Qu’un avion en soit la cible et l’on imagine les dommages matériels et humains que de tels engins sont susceptibles de provoquer. Que les treize serveurs racines d’Internet soient visés, et c’est toute la Toile qui tombe. Car ce sont eux qui dirigent les requêtes des internautes en faisant correspondre un nom de domaine (de type www.nom.fr) à un numéro IP, seule adresse comprise par les ordinateurs.

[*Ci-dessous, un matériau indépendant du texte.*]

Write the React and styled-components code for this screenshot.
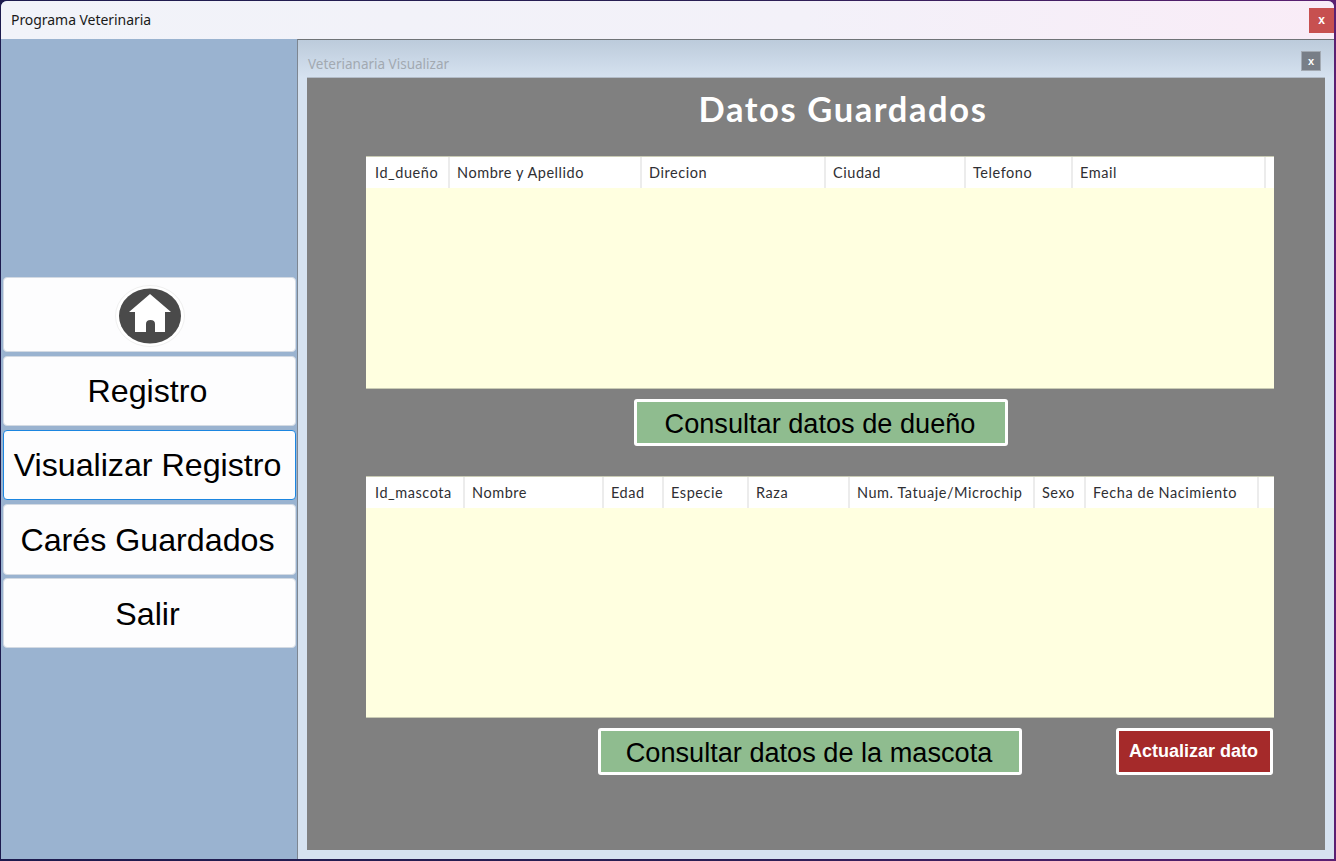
import React from "react";
import styled, { createGlobalStyle } from "styled-components";

const Global = createGlobalStyle`
  html, body { margin: 0; padding: 0; height: 100%; overflow: hidden; }
  body { background: linear-gradient(90deg, #1d1b4e 0%, #2a1f55 55%, #5b1f72 100%); }
  * { box-sizing: border-box; }
`;

const Window = styled.div`
  width: 1333px;
  height: 858px;
  margin: 1px 0 0 1px;
  display: flex;
  flex-direction: column;
  border-radius: 6px 6px 0 0;
  overflow: hidden;
  background: #9ab3d0;
`;
const TitleBar = styled.header`
  height: 38px;
  flex: none;
  display: flex;
  align-items: center;
  justify-content: space-between;
  padding: 0 0 0 10px;
  background: linear-gradient(90deg, #f1f3f9 0%, #f3f1f9 60%, #f9ecf7 100%);
`;
const WindowTitle = styled.span`
  font: 14px/20px "Noto Sans", sans-serif;
  color: #1a1a1a;
  letter-spacing: -0.05px;
`;
const CloseBtn = styled.button`
  width: 25px;
  height: 25px;
  margin: 0;
  padding: 0;
  border: none;
  background: #c75050;
  color: #fff;
  font: bold 12px/23px "Liberation Sans", sans-serif;
  text-align: center;
`;
const Body = styled.div`
  flex: 1;
  display: flex;
  min-height: 0;
`;
const Sidebar = styled.nav`
  width: 296px;
  flex: none;
  padding: 238px 1px 0 2px;
  display: flex;
  flex-direction: column;
  background: #9ab3d0;
`;
const NavButton = styled.button`
  height: ${(p) => p.$h}px;
  margin-bottom: ${(p) => p.$gap}px;
  display: flex;
  align-items: center;
  justify-content: center;
  padding: ${(p) => (p.$low ? 2 : 0)}px ${(p) => (p.$icon ? 0 : 4)}px 0 0;
  background: #fdfdfe;
  border: 1px solid ${(p) => (p.$active ? "#1c86e0" : "#d3dae3")};
  border-radius: 4px;
  color: #000;
  font: 32.2px/1 "Liberation Sans", sans-serif;
`;
const Child = styled.section`
  flex: 1;
  display: flex;
  flex-direction: column;
  padding: 0 9px 9px 9px;
  border-top: 1px solid #6f7377;
  border-left: 1px solid #7d8691;
  background: linear-gradient(180deg, #bccbdb 0px, #d6e2f0 38px, #d6e2f0 100%);
`;
const ChildBar = styled.div`
  height: 37px;
  flex: none;
  display: flex;
  align-items: flex-end;
  justify-content: space-between;
  padding: 0 4px 6px 1px;
`;
const ChildTitle = styled.span`
  font: 13.5px/18px "Noto Sans", sans-serif;
  color: #a2a9b1;
  margin-bottom: -2px;
`;
const ChildClose = styled.button`
  width: 20px;
  height: 20px;
  padding: 0;
  border: 1px solid #a3aab3;
  background: #787e87;
  color: #fff;
  font: bold 11px/16px "Liberation Sans", sans-serif;
  text-align: center;
`;
const Content = styled.main`
  flex: 1;
  background: #808080;
  border-top: 1px solid #b3bcc8;
  padding: 0 51px 0 59px;
  display: flex;
  flex-direction: column;
`;
const Heading = styled.h1`
  margin: 12px 0 0;
  height: 66px;
  padding-left: 46px;
  text-align: center;
  font: bold 34.5px/38px Lato, sans-serif;
  letter-spacing: 1.6px;
  color: #fff;
`;
const Table = styled.div`
  width: 908px;
  height: ${(p) => p.$h}px;
  flex: none;
  background: #ffffe0;
  border-top: 1px solid #c9cbb4;
  border-bottom: 1px solid #c9cbb4;
`;
const HeaderRow = styled.div`
  display: flex;
  height: 31px;
  background: #fff;
  padding-left: 1px;
`;
const HeaderCell = styled.div`
  width: ${(p) => p.$w}px;
  flex: none;
  padding-left: 7px;
  border-right: 2px solid #ececec;
  font: 14.5px/31px Lato, sans-serif;
  letter-spacing: 0.55px;
  color: #2f2f33;
  white-space: nowrap;
  overflow: hidden;
  &:first-child { padding-left: 8px; }
`;
const Actions = styled.div`
  display: flex;
  margin-top: 10px;
  height: 48px;
  margin-bottom: ${(p) => p.$after}px;
  padding-left: ${(p) => p.$indent}px;
`;
const ActionButton = styled.button`
  width: ${(p) => p.$w}px;
  height: 47px;
  padding: ${(p) => (p.$danger ? "0 2px 0 0" : "2px 2px 0 0")};
  border: 3px solid #fff;
  border-radius: 3px;
  background: ${(p) => (p.$danger ? "#a52a2a" : "#8fbc8f")};
  color: ${(p) => (p.$danger ? "#fff" : "#000")};
  font: ${(p) => (p.$danger ? "bold 18px" : "27.15px")} "Liberation Sans", sans-serif;
  margin-right: ${(p) => p.$mr || 0}px;
`;
const HomeGlyph = styled.svg`
  display: block;
  margin-top: 2px;
`;

const HomeIcon = () => (
  <HomeGlyph width="70" height="62" viewBox="0 0 70 62">
    <ellipse cx="35" cy="31" rx="34.5" ry="30.5" fill="#fff" stroke="#f0f0f0" strokeWidth="1" />
    <ellipse cx="35" cy="31" rx="31" ry="27.5" fill="#4a4a4a" />
    <path
      d="M35 9 L56 27 L50 27 L50 47 L40 47 L40 39 Q40 35 35.5 35 Q31 35 31 39 L31 47 L20 47 L20 27 L14 27 Z"
      fill="#fff"
    />
  </HomeGlyph>
);

const ownerCols = [
  ["Id_dueño", 83],
  ["Nombre y Apellido", 192],
  ["Direcion", 184],
  ["Ciudad", 140],
  ["Telefono", 107],
  ["Email", 193],
];
const petCols = [
  ["Id_mascota", 98],
  ["Nombre", 139],
  ["Edad", 60],
  ["Especie", 85],
  ["Raza", 101],
  ["Num. Tatuaje/Microchip", 185],
  ["Sexo", 51],
  ["Fecha de Nacimiento", 173],
];

const DataTable = ({ cols, h }) => (
  <Table $h={h}>
    <HeaderRow>
      {cols.map(([label, w]) => (
        <HeaderCell key={label} $w={w}>{label}</HeaderCell>
      ))}
    </HeaderRow>
  </Table>
);

export default function App() {
  return (
    <>
      <Global />
      <Window>
        <TitleBar>
          <WindowTitle>Programa Veterinaria</WindowTitle>
          <CloseBtn>x</CloseBtn>
        </TitleBar>
        <Body>
          <Sidebar>
            <NavButton $h={75} $gap={4} $icon><HomeIcon /></NavButton>
            <NavButton $h={70} $gap={4}>Registro</NavButton>
            <NavButton $h={70} $gap={4} $active>Visualizar Registro</NavButton>
            <NavButton $h={71} $gap={3} $low>Carés Guardados</NavButton>
            <NavButton $h={70} $gap={0} $low>Salir</NavButton>
          </Sidebar>
          <Child>
            <ChildBar>
              <ChildTitle>Veterianaria Visualizar</ChildTitle>
              <ChildClose>x</ChildClose>
            </ChildBar>
            <Content>
              <Heading>Datos Guardados</Heading>
              <DataTable cols={ownerCols} h={233} />
              <Actions $indent={268} $after={29}>
                <ActionButton $w={374}>Consultar datos de dueño</ActionButton>
              </Actions>
              <DataTable cols={petCols} h={242} />
              <Actions $indent={232} $after={0}>
                <ActionButton $w={424} $mr={94}>Consultar datos de la mascota</ActionButton>
                <ActionButton $w={157} $danger>Actualizar dato</ActionButton>
              </Actions>
            </Content>
          </Child>
        </Body>
      </Window>
    </>
  );
}
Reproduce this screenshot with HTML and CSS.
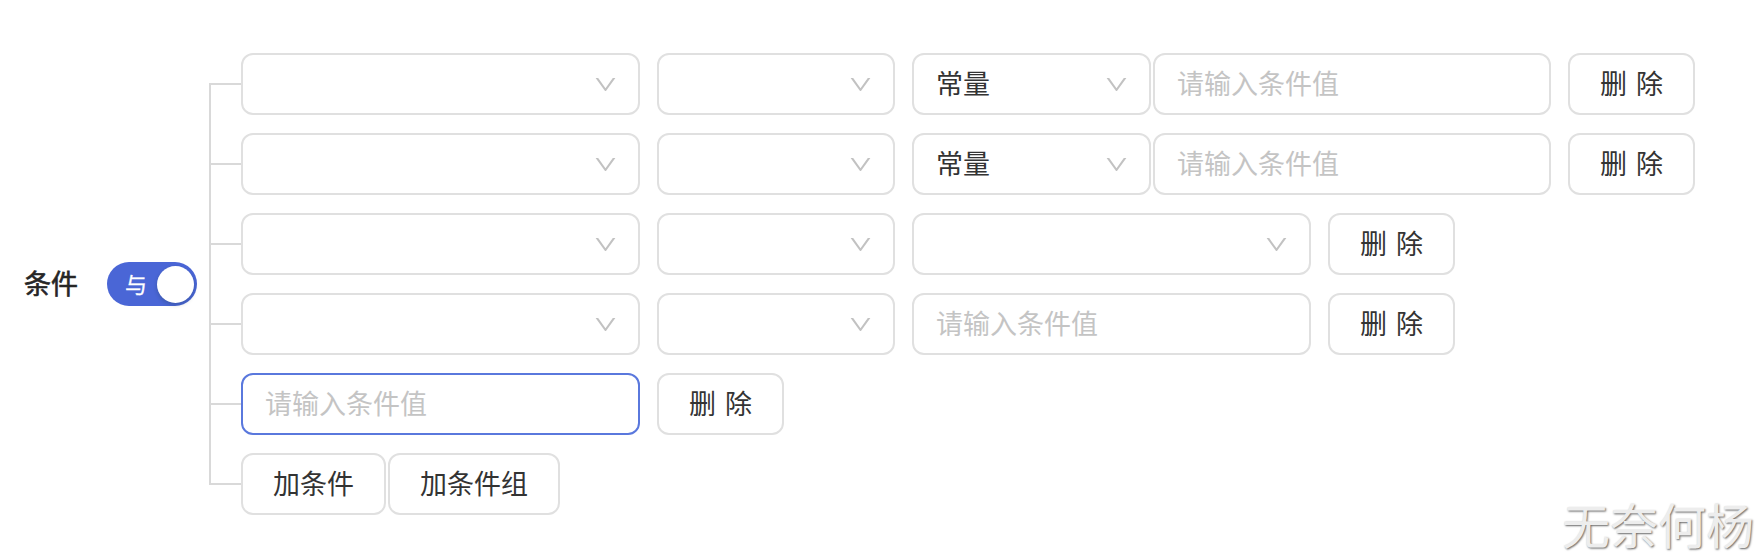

Le coeur d’Internet vulnérable
Certes, les serveurs racines sont installés dans différents pays, dans des lieux sécurisés, tenus secrets, et exploités par des organismes de nationalités diverses dont la probité n’est pas mise en doute : département de la Défense US, Verisign, UUNets aux États-Unis, université Wide au Japon, Nordunet en Suède, l’organisation internationale Ripe - Réseau IP européen - en Grande-Bretagne. Mais les attentats du 11 septembre 2001 et l’attaque logicielle menée par des inconnus (le FBI enquête) à partir de la Corée du Sud et des États-Unis contre neuf de ces serveurs le 21 octobre 2002 ont montré la capacité de groupes terroristes à coordonner des actions destructrices et à détenir des surtout si des précautions élémentaires ne sont pas prises. Or, Verisign n’a décidé qu’en novembre 2002 de déménager l’un des deux serveurs racines exploités par ses services pour que les deux machines ne cohabitent plus dans la même pièce...
Le risque existe. La multitude de systèmes électroniques dans les entreprises et chez les particuliers constitue un talon d’Achille difficile à supprimer. D’autant que la vraie parade, qui repose dans l’idéal sur l’utilisation exclusive de réseaux de fibres optiques et de matériels isolés dans des cages de Faraday, est totalement illusoire à grande échelle.